= EXERCISE OBJECTIVE =
The listing below must be repeated word for word, with its images excluded.

+++ EXCERPTED RECORDS

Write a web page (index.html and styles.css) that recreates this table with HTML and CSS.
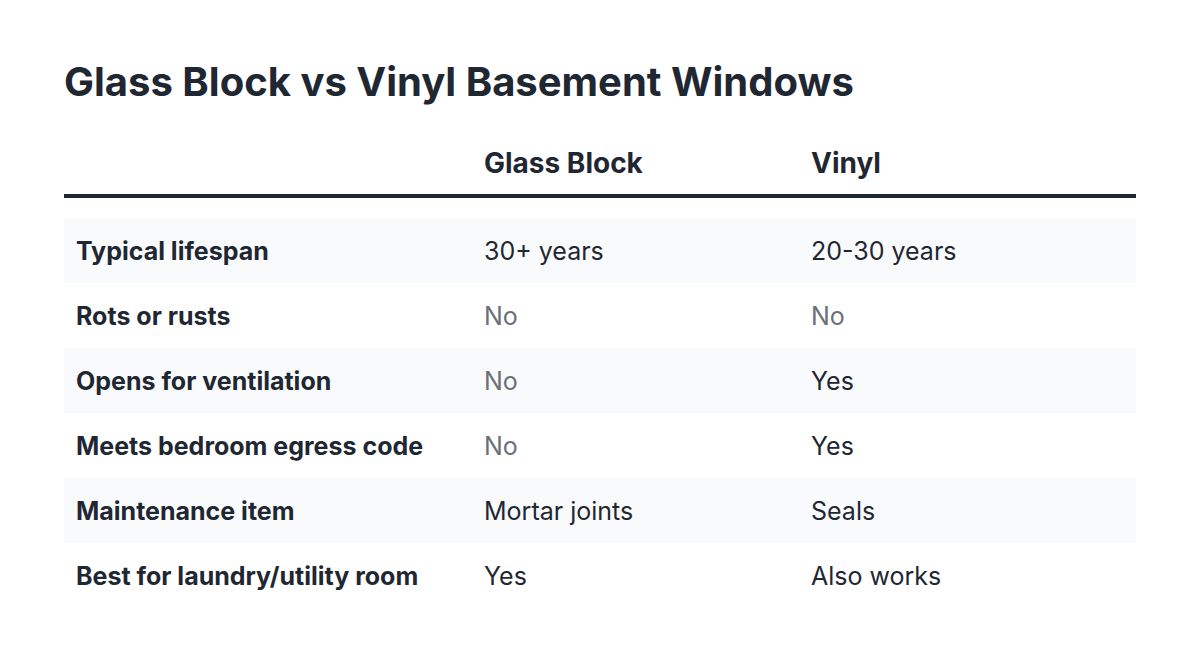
FILE: index.html
```html
<!DOCTYPE html>
<html lang="en">
<head>
<meta charset="utf-8">
<title>Glass Block vs Vinyl Basement Windows</title>
<link rel="stylesheet" href="styles.css">
</head>
<body>
<main class="page">
  <h1 class="title">Glass Block vs Vinyl Basement Windows</h1>
  <div class="table">
    <div class="head">
      <div class="cell c1"></div>
      <div class="cell c2">Glass Block</div>
      <div class="cell c3">Vinyl</div>
    </div>
    <div class="rows">
      <div class="row alt">
        <div class="cell c1 label">Typical lifespan</div>
        <div class="cell c2">30+ years</div>
        <div class="cell c3">20-30 years</div>
      </div>
      <div class="row">
        <div class="cell c1 label">Rots or rusts</div>
        <div class="cell c2 muted">No</div>
        <div class="cell c3 muted">No</div>
      </div>
      <div class="row alt">
        <div class="cell c1 label">Opens for ventilation</div>
        <div class="cell c2 muted">No</div>
        <div class="cell c3">Yes</div>
      </div>
      <div class="row">
        <div class="cell c1 label">Meets bedroom egress code</div>
        <div class="cell c2 muted">No</div>
        <div class="cell c3">Yes</div>
      </div>
      <div class="row alt">
        <div class="cell c1 label">Maintenance item</div>
        <div class="cell c2">Mortar joints</div>
        <div class="cell c3">Seals</div>
      </div>
      <div class="row">
        <div class="cell c1 label">Best for laundry/utility room</div>
        <div class="cell c2">Yes</div>
        <div class="cell c3">Also works</div>
      </div>
    </div>
  </div>
</main>
</body>
</html>
```
FILE: styles.css
```css
* { box-sizing: border-box; }
html, body { margin: 0; padding: 0; background: #ffffff; }
body {
  font-family: Inter, "Noto Sans", "Liberation Sans", sans-serif;
  color: #1f2733;
}
.page {
  padding: 58px 64px 0 64px;
}
.title {
  margin: 0;
  font-size: 40px;
  line-height: 48px;
  font-weight: 700;
  color: #1f2733;
}
.table {
  margin-top: 37px;
  width: 1072px;
}
.head {
  display: flex;
  border-bottom: 4px solid #1f2933;
  padding-bottom: 11px;
}
.head .cell {
  font-size: 28px;
  line-height: 40px;
  font-weight: 700;
}
.rows {
  margin-top: 20px;
  display: flex;
  flex-direction: column;
}
.row {
  display: flex;
  align-items: center;
  height: 65px;
}
.row.alt { background: #f9fafb; }
.cell {
  padding: 0 12px;
  font-size: 25px;
  line-height: 32px;
  color: #1f2733;
}
.c1 { width: 408px; }
.c2 { width: 327px; }
.c3 { flex: 1; }
.label { font-weight: 700; }
.muted { color: #6b7078; }
```
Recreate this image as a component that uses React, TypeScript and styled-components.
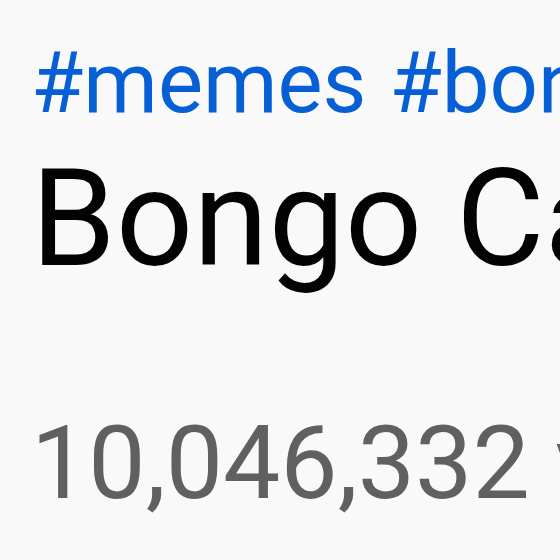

++++++

= EXPECTED ANSWER =
Write a web page (index.html and styles.css) that recreates this table with HTML and CSS.
FILE: index.html
```html
<!DOCTYPE html>
<html lang="en">
<head>
<meta charset="utf-8">
<title>Glass Block vs Vinyl Basement Windows</title>
<link rel="stylesheet" href="styles.css">
</head>
<body>
<main class="page">
  <h1 class="title">Glass Block vs Vinyl Basement Windows</h1>
  <div class="table">
    <div class="head">
      <div class="cell c1"></div>
      <div class="cell c2">Glass Block</div>
      <div class="cell c3">Vinyl</div>
    </div>
    <div class="rows">
      <div class="row alt">
        <div class="cell c1 label">Typical lifespan</div>
        <div class="cell c2">30+ years</div>
        <div class="cell c3">20-30 years</div>
      </div>
      <div class="row">
        <div class="cell c1 label">Rots or rusts</div>
        <div class="cell c2 muted">No</div>
        <div class="cell c3 muted">No</div>
      </div>
      <div class="row alt">
        <div class="cell c1 label">Opens for ventilation</div>
        <div class="cell c2 muted">No</div>
        <div class="cell c3">Yes</div>
      </div>
      <div class="row">
        <div class="cell c1 label">Meets bedroom egress code</div>
        <div class="cell c2 muted">No</div>
        <div class="cell c3">Yes</div>
      </div>
      <div class="row alt">
        <div class="cell c1 label">Maintenance item</div>
        <div class="cell c2">Mortar joints</div>
        <div class="cell c3">Seals</div>
      </div>
      <div class="row">
        <div class="cell c1 label">Best for laundry/utility room</div>
        <div class="cell c2">Yes</div>
        <div class="cell c3">Also works</div>
      </div>
    </div>
  </div>
</main>
</body>
</html>
```
FILE: styles.css
```css
* { box-sizing: border-box; }
html, body { margin: 0; padding: 0; background: #ffffff; }
body {
  font-family: Inter, "Noto Sans", "Liberation Sans", sans-serif;
  color: #1f2733;
}
.page {
  padding: 58px 64px 0 64px;
}
.title {
  margin: 0;
  font-size: 40px;
  line-height: 48px;
  font-weight: 700;
  color: #1f2733;
}
.table {
  margin-top: 37px;
  width: 1072px;
}
.head {
  display: flex;
  border-bottom: 4px solid #1f2933;
  padding-bottom: 11px;
}
.head .cell {
  font-size: 28px;
  line-height: 40px;
  font-weight: 700;
}
.rows {
  margin-top: 20px;
  display: flex;
  flex-direction: column;
}
.row {
  display: flex;
  align-items: center;
  height: 65px;
}
.row.alt { background: #f9fafb; }
.cell {
  padding: 0 12px;
  font-size: 25px;
  line-height: 32px;
  color: #1f2733;
}
.c1 { width: 408px; }
.c2 { width: 327px; }
.c3 { flex: 1; }
.label { font-weight: 700; }
.muted { color: #6b7078; }
```
Recreate this image as a component that uses React, TypeScript and styled-components.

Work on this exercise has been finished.